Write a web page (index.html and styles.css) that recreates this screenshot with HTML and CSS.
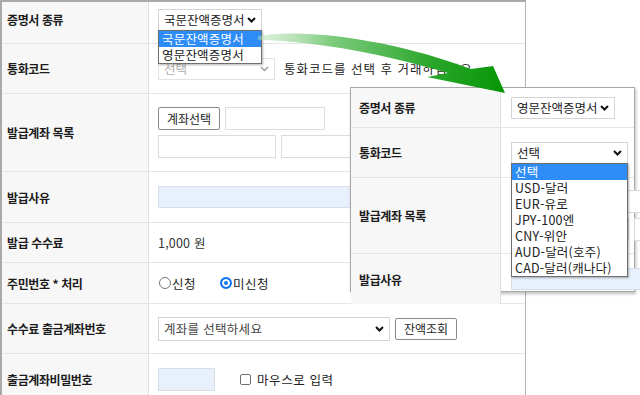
FILE: index.html
```html
<!DOCTYPE html>
<html lang="ko">
<head>
    <meta charset="utf-8">
    <title>잔액증명서 발급</title>
    <link rel="stylesheet" href="styles.css">
</head>
<body>
<div class="stage">
    <div class="form main-form">
        <div class="row r1">
            <div class="label">증명서 종류</div>
            <div class="value">
                <div class="select-wrap">
                    <div class="select sel-type">국문잔액증명서
                        <svg class="chev" viewBox="0 0 9 6"><path d="M1 1l3.5 3.5L8 1"/></svg>
                    </div>
                    <ul class="listbox list-type">
                        <li class="on">국문잔액증명서</li>
                        <li>영문잔액증명서</li>
                    </ul>
                </div>
            </div>
        </div>
        <div class="row r2">
            <div class="label">통화코드</div>
            <div class="value">
                <div class="select sel-cur disabled">선택
                    <svg class="chev" viewBox="0 0 9 6"><path d="M1 1l3.5 3.5L8 1"/></svg>
                </div>
                <span class="notice">통화코드를 선택 후 거래하십시오</span>
            </div>
        </div>
        <div class="row r3">
            <div class="label">발급계좌 목록</div>
            <div class="value stack">
                <div class="line">
                    <button class="btn">계좌선택</button>
                    <span class="input w100"></span>
                </div>
                <div class="line">
                    <span class="input w118"></span>
                    <span class="input w118"></span>
                </div>
            </div>
        </div>
        <div class="row r4">
            <div class="label">발급사유</div>
            <div class="value">
                <span class="input blue w370"></span>
            </div>
        </div>
        <div class="row r5">
            <div class="label">발급 수수료</div>
            <div class="value">1,000 원</div>
        </div>
        <div class="row r6">
            <div class="label">주민번호 * 처리</div>
            <div class="value">
                <span class="radio"></span><span class="opt">신청</span>
                <span class="radio checked"></span><span class="opt">미신청</span>
            </div>
        </div>
        <div class="row r7">
            <div class="label">수수료 출금계좌번호</div>
            <div class="value">
                <div class="select sel-acct">계좌를 선택하세요
                    <svg class="chev" viewBox="0 0 9 6"><path d="M1 1l3.5 3.5L8 1"/></svg>
                </div>
                <button class="btn btn-balance">잔액조회</button>
            </div>
        </div>
        <div class="row r8">
            <div class="label">출금계좌비밀번호</div>
            <div class="value">
                <span class="input blue w57"></span>
                <span class="checkbox"></span>
                <span class="check-label">마우스로 입력</span>
            </div>
        </div>
    </div>

    <div class="inset">
        <div class="form inset-form">
            <div class="row i1">
                <div class="label">증명서 종류</div>
                <div class="value">
                    <div class="select sel-type">영문잔액증명서
                        <svg class="chev" viewBox="0 0 9 6"><path d="M1 1l3.5 3.5L8 1"/></svg>
                    </div>
                </div>
            </div>
            <div class="row i2">
                <div class="label">통화코드</div>
                <div class="value">
                    <div class="select-wrap">
                        <div class="select sel-cur">선택
                            <svg class="chev" viewBox="0 0 9 6"><path d="M1 1l3.5 3.5L8 1"/></svg>
                        </div>
                        <ul class="listbox list-cur">
                            <li class="on">선택</li>
                            <li>USD-달러</li>
                            <li>EUR-유로</li>
                            <li>JPY-100엔</li>
                            <li>CNY-위안</li>
                            <li>AUD-달러(호주)</li>
                            <li>CAD-달러(캐나다)</li>
                        </ul>
                    </div>
                </div>
            </div>
            <div class="row i3">
                <div class="label">발급계좌 목록</div>
                <div class="value stack">
                    <div class="line">
                        <button class="btn">계좌선택</button>
                        <span class="input w100"></span>
                    </div>
                    <div class="line">
                        <span class="input w118"></span>
                        <span class="input w118"></span>
                    </div>
                </div>
            </div>
            <div class="row i4">
                <div class="label">발급사유</div>
                <div class="value">
                    <span class="input blue w370"></span>
                </div>
            </div>
        </div>
    </div>

    <svg class="arrow" viewBox="0 0 640 395" width="640" height="395">
        <defs>
            <linearGradient id="arrowFill" gradientUnits="userSpaceOnUse" x1="258" y1="38" x2="505" y2="80">
                <stop offset="0" stop-color="#b5e2b5" stop-opacity="0.45"/>
                <stop offset="0.3" stop-color="#6cc46c" stop-opacity="0.9"/>
                <stop offset="0.7" stop-color="#2aa62a"/>
                <stop offset="1" stop-color="#079607"/>
            </linearGradient>
        </defs>
        <path fill="url(#arrowFill)" d="M258 36C312 27 402 43 471 69L493 66L505 93L427 77L448 73C390 56 320 41 258 40Z"/>
    </svg>
</div>
</body>
</html>
```

FILE: styles.css
```css
body {
    margin: 0;
    background: #ffffff;
    color: #222222;
    font-family: "Noto Sans CJK KR", "Noto Sans", sans-serif;
    font-size: 12px;
}

.stage {
    position: relative;
    width: 640px;
    height: 395px;
    overflow: hidden;
}

ul {
    margin: 0;
    padding: 0;
    list-style: none;
}

/* form table */
.main-form {
    width: 523px;
    border-top: 2px solid #a9a9a9;
    border-left: 2px solid #a9a9a9;
    border-right: 1px solid #b4b4b4;
}

.row {
    display: flex;
    border-bottom: 1px solid #e6e6e6;
}

.label {
    width: 147px;
    flex: none;
    box-sizing: border-box;
    background: #f7f7f7;
    border-right: 1px solid #e0e0e0;
    padding-left: 5px;
    display: flex;
    align-items: center;
    font-weight: bold;
    letter-spacing: -0.4px;
    color: #1c1c1c;
}

.value {
    flex: 1;
    display: flex;
    align-items: center;
    padding-left: 9px;
    color: #333333;
    font-size: 12.5px;
    letter-spacing: 0.2px;
}

.r1 { height: 41px; }
.r1 .label, .r1 .value { padding-bottom: 6px; }
.r2 { height: 49px; }
.r3 { height: 77px; }
.r4 { height: 50px; }
.r5 { height: 39px; }
.r6 { height: 40px; }
.r7 { height: 49px; }
.r8 { height: 50px; }

.stack {
    flex-direction: column;
    align-items: flex-start;
    justify-content: center;
    gap: 5px;
}

.line {
    display: flex;
    gap: 5px;
}

/* controls */
.select-wrap {
    position: relative;
}

.select {
    height: 22px;
    box-sizing: border-box;
    border: 1px solid #d4d4d4;
    background: #ffffff;
    padding: 0 5px 0 5px;
    display: flex;
    align-items: center;
    justify-content: space-between;
    color: #222222;
    font-size: 12.5px;
    letter-spacing: 0;
}

.chev {
    width: 9px;
    height: 6px;
    fill: none;
    stroke: #111111;
    stroke-width: 2;
}

.sel-type { width: 104px; }
.sel-cur { width: 117px; }
.sel-acct { width: 232px; height: 24px; color: #444444; letter-spacing: 0.3px; }

.select.disabled {
    color: #b0b0b0;
    border-color: #e2e2e2;
}

.select.disabled .chev {
    stroke: #9a9a9a;
    stroke-width: 1.3;
}

.notice {
    margin-left: 9px;
    color: #222222;
    letter-spacing: 1px;
}

.listbox {
    position: absolute;
    left: 0;
    top: 21px;
    z-index: 3;
    box-sizing: border-box;
    border: 1px solid #6f6f6f;
    background: #ffffff;
    box-shadow: 1px 1px 2px rgba(0, 0, 0, 0.3);
}

.listbox li {
    height: 16px;
    line-height: 16px;
    padding-left: 3px;
    font-size: 12.5px;
    color: #222222;
    white-space: nowrap;
}

.listbox li.on {
    background: #2d8cf6;
    color: #ffffff;
}

.list-type { width: 104px; }
.list-cur { width: 117px; }

.btn {
    height: 23px;
    width: 62px;
    padding: 0;
    border: 1px solid #8a8a8a;
    border-radius: 2px;
    background: #ffffff;
    font-family: inherit;
    font-size: 12px;
    color: #222222;
}

.btn-balance {
    margin-left: 5px;
    height: 22px;
}

.input {
    display: block;
    height: 23px;
    box-sizing: border-box;
    border: 1px solid #dcdcdc;
    background: #ffffff;
}

.input.blue {
    background: #e7f0fb;
    border-color: #d9dfe6;
}

.w57 { width: 57px; }
.w100 { width: 100px; }
.w118 { width: 118px; }
.w370 { width: 370px; height: 22px; }

.radio {
    width: 12px;
    height: 12px;
    box-sizing: border-box;
    border: 1px solid #767676;
    border-radius: 50%;
    margin-left: 1px;
}

.radio.checked {
    margin-left: 24px;
    border: 2px solid #0a74f0;
    background: #0a74f0;
    box-shadow: inset 0 0 0 2px #ffffff;
}

.opt {
    margin-left: 1px;
    color: #222222;
    letter-spacing: 0.5px;
}

.checkbox {
    width: 11px;
    height: 11px;
    box-sizing: border-box;
    border: 1px solid #707070;
    border-radius: 2px;
    margin-left: 25px;
}

.check-label {
    margin-left: 6px;
    color: #222222;
    letter-spacing: 0.6px;
}

/* inset screenshot of the same form */
.inset {
    position: absolute;
    left: 350px;
    top: 87px;
    width: 285px;
    height: 205px;
    box-sizing: border-box;
    border: 1px solid #a8a8a8;
    background: #ffffff;
    box-shadow: 1px 2px 3px rgba(0, 0, 0, 0.25);
    z-index: 2;
}

.inset-form .label {
    width: 150px;
    padding-left: 8px;
}

.inset-form .value {
    padding-left: 10px;
}

.i1 { height: 39px; }
.i2 { height: 49px; }
.i3 { height: 75px; }
.i4 { height: 50px; border-bottom: none; }

.arrow {
    position: absolute;
    left: 0;
    top: 0;
    z-index: 4;
    pointer-events: none;
}
```
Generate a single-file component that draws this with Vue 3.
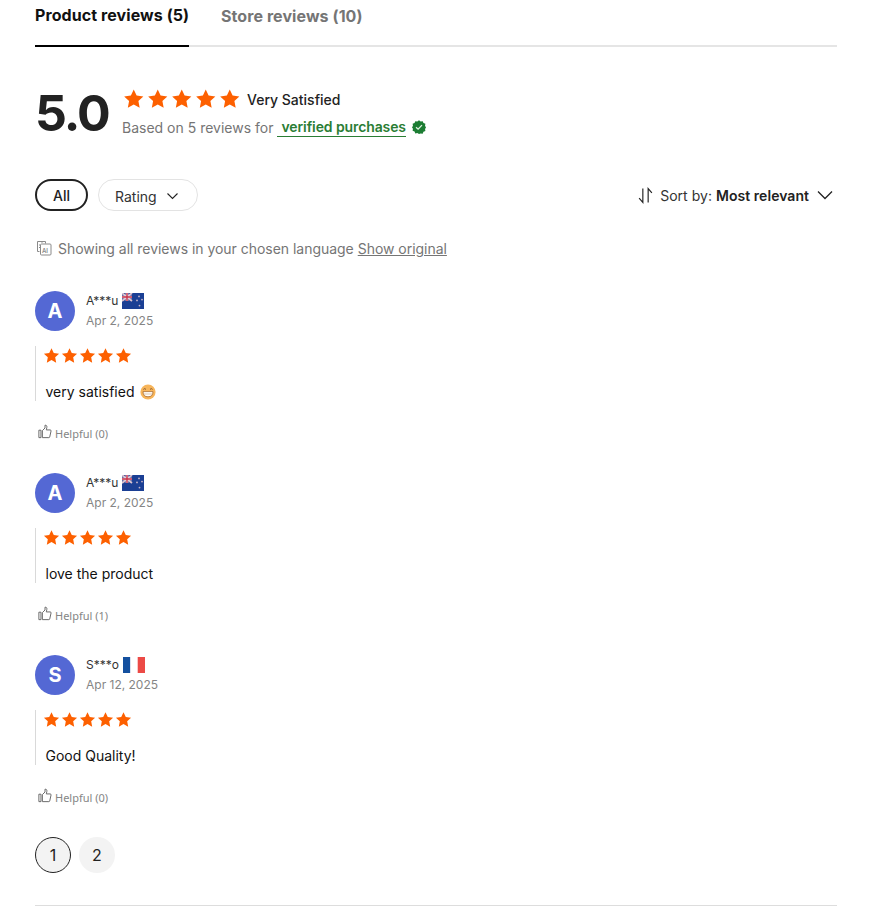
<script setup>
const reviews = [
  { initial: 'A', name: 'A***u', flag: 'nz', date: 'Apr 2, 2025', text: 'very satisfied', emoji: true, helpful: 0 },
  { initial: 'A', name: 'A***u', flag: 'nz', date: 'Apr 2, 2025', text: 'love the product', emoji: false, helpful: 1 },
  { initial: 'S', name: 'S***o', flag: 'fr', date: 'Apr 12, 2025', text: 'Good Quality!', emoji: false, helpful: 0 }
]
const starPath = 'M12 1.6l3.2 6.9 7.5.9-5.5 5.2 1.4 7.5L12 18.4l-6.6 3.7 1.4-7.5L1.3 9.4l7.5-.9z'
</script>

<template>
  <div class="page">
    <div class="tabs">
      <div class="tab active">Product reviews (5)</div>
      <div class="tab">Store reviews (10)</div>
    </div>

    <div class="summary">
      <div class="score">5.0</div>
      <div class="summary-info">
        <div class="summary-top">
          <svg v-for="n in 5" :key="n" class="big-star" viewBox="0 0 24 24"><path :d="starPath" /></svg>
          <span class="satisfied">Very Satisfied</span>
        </div>
        <div class="summary-bottom">
          <span>Based on 5 reviews for</span>
          <span class="verified">verified purchases</span>
          <svg class="badge" viewBox="0 0 16 16">
            <path d="M8 .4l1.9 1.3 2.3-.4.9 2.2 2.2.9-.4 2.3L16 8.6l-1.1 1.7.4 2.3-2.2.9-.9 2.2-2.3-.4L8 16l-1.9-1.1-2.3.4-.9-2.2-2.2-.9.4-2.3L0 8.6l1.1-1.9-.4-2.3 2.2-.9.9-2.2 2.3.4z" fill="#1c7d33" />
            <path d="M4.6 8.2l2.4 2.3 4.4-4.6" fill="none" stroke="#dff2e2" stroke-width="1.5" />
          </svg>
        </div>
      </div>
    </div>

    <div class="filters">
      <div class="pills">
        <div class="pill pill-active">All</div>
        <div class="pill pill-rating">
          Rating
          <svg class="pill-chevron" viewBox="0 0 12 8"><path d="M1 1.5l5 5 5-5" fill="none" stroke="#222" stroke-width="1.1" /></svg>
        </div>
      </div>
      <div class="sort">
        <svg class="sort-icon" viewBox="0 0 16 16">
          <path d="M5.5 1.5v13L2 10.5M10.5 14.5v-13l3.5 4" fill="none" stroke="#222" stroke-width="1.1" />
        </svg>
        <span>Sort by: <b>Most relevant</b></span>
        <svg class="sort-chevron" viewBox="0 0 16 10"><path d="M1 1.5l7 7 7-7" fill="none" stroke="#222" stroke-width="1.3" /></svg>
      </div>
    </div>

    <div class="translated">
      <svg class="ai-icon" viewBox="0 0 16 16" fill="none" stroke="#8a8a8a" stroke-width="1">
        <path d="M3.5 11.5h-2v-10h8v2" />
        <rect x="4.5" y="4" width="10.5" height="11" rx="1" />
        <path d="M6 2.8V1M3 5h1M3 7.5h1" />
        <text x="6" y="12.5" class="ai-text">AI</text>
      </svg>
      <span>Showing all reviews in your chosen language</span>
      <span class="show-original">Show original</span>
    </div>

    <div class="review" v-for="(r, i) in reviews" :key="i">
      <div class="review-head">
        <div class="avatar">{{ r.initial }}</div>
        <div class="who">
          <div class="name-row">
            <span class="name">{{ r.name }}</span>
            <svg v-if="r.flag === 'nz'" class="flag" viewBox="0 0 22 16">
              <rect width="22" height="16" fill="#1b3f94" />
              <rect width="10" height="8" fill="#3a4a94" />
              <path d="M0 0l10 8M10 0L0 8" stroke="#d9c3cf" stroke-width="1.8" />
              <path d="M5 0v8M0 4h10" stroke="#e8dfe6" stroke-width="2.6" />
              <path d="M5 0v8M0 4h10" stroke="#c8324a" stroke-width="1.4" />
              <circle cx="17" cy="3.4" r=".9" fill="#c9b6c8" />
              <circle cx="20" cy="6.6" r=".9" fill="#c9b6c8" />
              <circle cx="15" cy="7.4" r=".9" fill="#c9b6c8" />
              <circle cx="17.5" cy="12.6" r=".9" fill="#c9b6c8" />
            </svg>
            <svg v-else class="flag" viewBox="0 0 22 16">
              <rect width="7.4" height="16" fill="#14509f" />
              <rect x="7.4" width="7.3" height="16" fill="#fff" />
              <rect x="14.7" width="7.3" height="16" fill="#ec4a46" />
            </svg>
          </div>
          <div class="date">{{ r.date }}</div>
        </div>
      </div>
      <div class="review-body">
        <div class="stars">
          <svg v-for="n in 5" :key="n" class="small-star" viewBox="0 0 24 24"><path :d="starPath" /></svg>
        </div>
        <div class="review-text">
          {{ r.text }}
          <svg v-if="r.emoji" class="emoji" viewBox="0 0 16 16">
            <circle cx="8" cy="8" r="7.6" fill="#f7b55b" />
            <path d="M3.4 5.4q1.3-1.5 2.6 0M10 5.4q1.3-1.5 2.6 0" fill="none" stroke="#8a5a2c" stroke-width="1" />
            <path d="M3 7.6h10q0 5.2-5 5.2t-5-5.2z" fill="#fff" stroke="#a8692e" stroke-width=".8" />
            <path d="M3.4 10h9.2" stroke="#c9a06e" stroke-width=".6" />
          </svg>
        </div>
      </div>
      <div class="helpful">
        <svg class="thumb" viewBox="0 0 16 16" fill="none" stroke="#666" stroke-width="1.1">
          <path d="M1 6.5v8.5h2.4V6.5zM5 15V7l3-3V.8c1.8-.3 2.4 1.1 2.1 2.6l-.6 2.8h4.4c.8 0 1.2.6 1 1.3l-1.5 6.7c-.1.5-.5.8-1 .8z" />
        </svg>
        <span>Helpful ({{ r.helpful }})</span>
      </div>
    </div>

    <div class="pagination">
      <div class="page-btn current">1</div>
      <div class="page-btn">2</div>
    </div>
    <div class="bottom-line"></div>
  </div>
</template>

<style>
body {
  background: #fff;
}
</style>

<style scoped>
.page {
  width: 802px;
  margin-left: 35px;
  font-family: Inter, "Liberation Sans", sans-serif;
  color: #191919;
}

.tabs {
  display: flex;
  gap: 32px;
  height: 47px;
  border-bottom: 2px solid #e5e5e5;
  box-sizing: border-box;
}

.tab {
  font-size: 16px;
  font-weight: 700;
  letter-spacing: 0.08px;
  white-space: nowrap;
  color: #757575;
  padding-top: 6px;
  line-height: 20px;
}

.tab.active {
  color: #111;
  width: 154px;
  padding-top: 5px;
  height: 47px;
  box-sizing: border-box;
  border-bottom: 2px solid #000;
}

.summary {
  display: flex;
  margin-top: 40px;
}

.score {
  width: 87px;
  font-size: 50px;
  font-weight: 700;
  line-height: 52px;
  color: #222;
  letter-spacing: -2px;
}

.summary-top {
  display: flex;
  align-items: center;
  height: 24px;
  padding-left: 1px;
}

.big-star {
  width: 21.5px;
  height: 21.5px;
  margin-right: 2.5px;
  fill: #fd6000;
}

.satisfied {
  font-size: 14px;
  font-weight: 500;
  color: #222;
  margin-left: 4px;
}

.summary-bottom {
  display: flex;
  align-items: center;
  font-size: 14px;
  color: #757575;
  margin-top: 6px;
  height: 20px;
}

.verified {
  color: #2a7d34;
  font-weight: 600;
  letter-spacing: -0.1px;
  margin-left: 4px;
  padding: 0 0 1px 4px;
  border-bottom: 1px solid #2a7d34;
}

.badge {
  width: 14px;
  height: 14px;
  margin-left: 6px;
}

.filters {
  display: flex;
  justify-content: space-between;
  align-items: center;
  margin-top: 39px;
  height: 33px;
}

.pills {
  display: flex;
  gap: 10px;
  align-items: center;
}

.pill {
  display: flex;
  align-items: center;
  gap: 9px;
  height: 32px;
  padding: 2px 16px 0;
  border: 1px solid #e3e3e3;
  border-radius: 16px;
  box-sizing: border-box;
  font-size: 14px;
  color: #333;
}

.pill-rating {
  width: 100px;
  margin-top: 1px;
}

.pill-active {
  width: 53px;
  padding: 2px 0 0;
  justify-content: center;
  border: 2px solid #222;
  font-weight: 500;
  color: #222;
}

.pill-chevron {
  width: 13px;
  height: 8px;
}

.sort {
  display: flex;
  align-items: center;
  font-size: 14px;
  letter-spacing: 0.04px;
  color: #333;
  padding-right: 4px;
  margin-top: 1px;
}

.sort b {
  font-weight: 600;
  color: #222;
}

.sort-icon {
  width: 17px;
  height: 17px;
  margin-right: 6px;
}

.sort-chevron {
  width: 16px;
  height: 10px;
  margin-left: 8px;
}

.translated {
  display: flex;
  align-items: center;
  margin-top: 27px;
  height: 20px;
  font-size: 14px;
  letter-spacing: -0.03px;
  color: #757575;
}

.ai-icon {
  width: 16px;
  height: 16px;
  margin: 0 6px 0 1px;
}

.ai-text {
  font-family: Inter, sans-serif;
  font-size: 6px;
  font-weight: 600;
  fill: #8a8a8a;
  stroke: none;
}

.show-original {
  margin-left: 4px;
  text-decoration: underline;
}

.review {
  height: 182px;
}

.translated + .review {
  margin-top: 33px;
}

.review-head {
  display: flex;
  gap: 11px;
  align-items: center;
  height: 40px;
}

.avatar {
  width: 40px;
  height: 40px;
  border-radius: 50%;
  background: #5468d4;
  color: #fff;
  font-size: 20px;
  font-weight: 700;
  display: flex;
  align-items: center;
  justify-content: center;
}

.who {
  margin-top: -2px;
}

.name-row {
  display: flex;
  align-items: center;
  gap: 4px;
  height: 18px;
  font-size: 12px;
  color: #333;
}

.flag {
  width: 22px;
  height: 16px;
}

.date {
  font-size: 12px;
  color: #858585;
  margin-top: 3px;
  line-height: 16px;
}

.review-body {
  margin-top: 15px;
  height: 55px;
  border-left: 1px solid #d9d9d9;
  padding-left: 10px;
}

.stars {
  display: flex;
  align-items: center;
  gap: 1px;
  height: 18px;
  margin-left: -3px;
}

.small-star {
  width: 17px;
  height: 17px;
  fill: #fd6000;
}

.review-text {
  display: flex;
  align-items: center;
  gap: 6px;
  margin-top: 18px;
  margin-left: -0.5px;
  font-size: 14px;
  line-height: 20px;
  color: #111;
}

.emoji {
  width: 16px;
  height: 16px;
}

.helpful {
  display: flex;
  align-items: center;
  gap: 3px;
  margin-top: 25px;
  font-family: "Noto Sans", sans-serif;
  font-size: 11px;
  color: #858585;
}

.thumb {
  width: 14px;
  height: 15px;
  margin: -4px 0 0 3px;
}

.pagination {
  display: flex;
  gap: 8px;
}

.page-btn {
  width: 36px;
  height: 36px;
  box-sizing: border-box;
  border-radius: 50%;
  background: #f3f3f3;
  display: flex;
  align-items: center;
  justify-content: center;
  font-size: 16px;
  color: #222;
}

.page-btn.current {
  border: 1px solid #222;
}

.bottom-line {
  margin-top: 32px;
  height: 1px;
  background: #ddd;
}
</style>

-- Set problem --
In the records above, find each line with the word "that" and copy it.

-- Right answer --
Write a web page (index.html and styles.css) that recreates this screenshot with HTML and CSS.
Generate a single-file component that draws this with Vue 3.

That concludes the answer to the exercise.